We couldn't randomly assign people to live in different cities, so we used two similarly sized Midwestern advertising markets and looked to see what the new coupon did to sales.
The weakness with quasi-experimental studies is that we can't be as sure as we can with random assignment that any increase in sales is attributable to the coupon or just differences between the markets.
A correlational study, as the name suggests, is when we look at the relationship between two variables and report the correlation. For example, we've often examined the relationship between product usability and likelihood to recommend
—it's a strong positive correlation (meaning ease is strongly associated, and likely predicts, much of why users do and don't recommend products).
Two famous examples of correlational studies come from the area of problem frequency and severity
. Robert Virzi in 1992 found that more frequently occurring problems tended to be the more severe ones (he found a correlation of r =.46). In attempting to replicate Virzi's findings, Jim Lewis didn't find a correlation[pdf]
between severity and frequency (a correlation not significantly different than 0).
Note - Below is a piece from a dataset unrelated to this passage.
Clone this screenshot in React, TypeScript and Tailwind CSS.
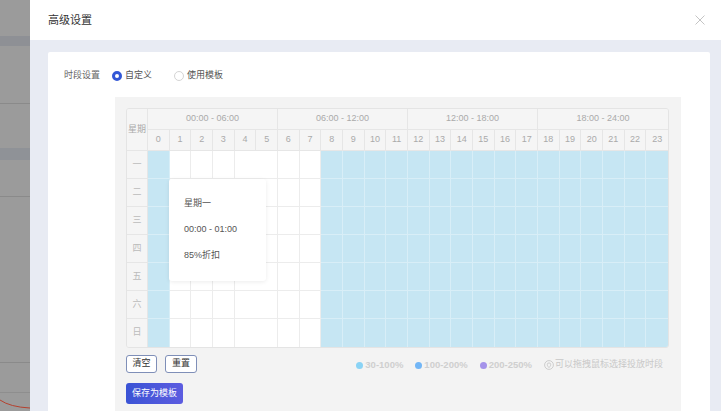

While both studies provided valuable results, they didn't have random assignment and the independent variables weren't manipulated--which lessens the internal validity of the findings.
Single Subject Study
It's often the case that getting access to participants is extremely difficult. For example, we might be interested in whether a new interface to a PET scanner reduces the time it takes attending radiologists to adjust a setting on the scanner.
If we had access to one of these users, we could ask them to perform a task on the existing software version three times, record how long it took to complete, then have them attempt the same task three times on the new software, and finally have them attempt it again three times on the old version. A graph of what this might look like is shown below.
This type of single subject study uses what's called an ABA condition (where A is the existing software and B is the new software). The repeated trials help establish stability in our measures and increases the internal validity of our finding (as much as you can from a single subject).
The obvious limitation with the single subject design is generalizability. We have provided evidence by manipulating an independent variable (the software) that task time goes down for one user, but there could be a number of variables we aren't accounting for. For this reason, single subject designs aren't used very often in user research. However, case studies are more popular at UX conferences and applying this single subject approach where possible can bring more rigor to the conclusions.
You can actually use more than one participant in a single-subject design (for example, 2 or 3 radiologists) and use the same technique to establish the pattern. To be more sophisticated in your analysis you can also use Time Series Analysis
to examine trends over time and by condition for each user or the data in aggregate.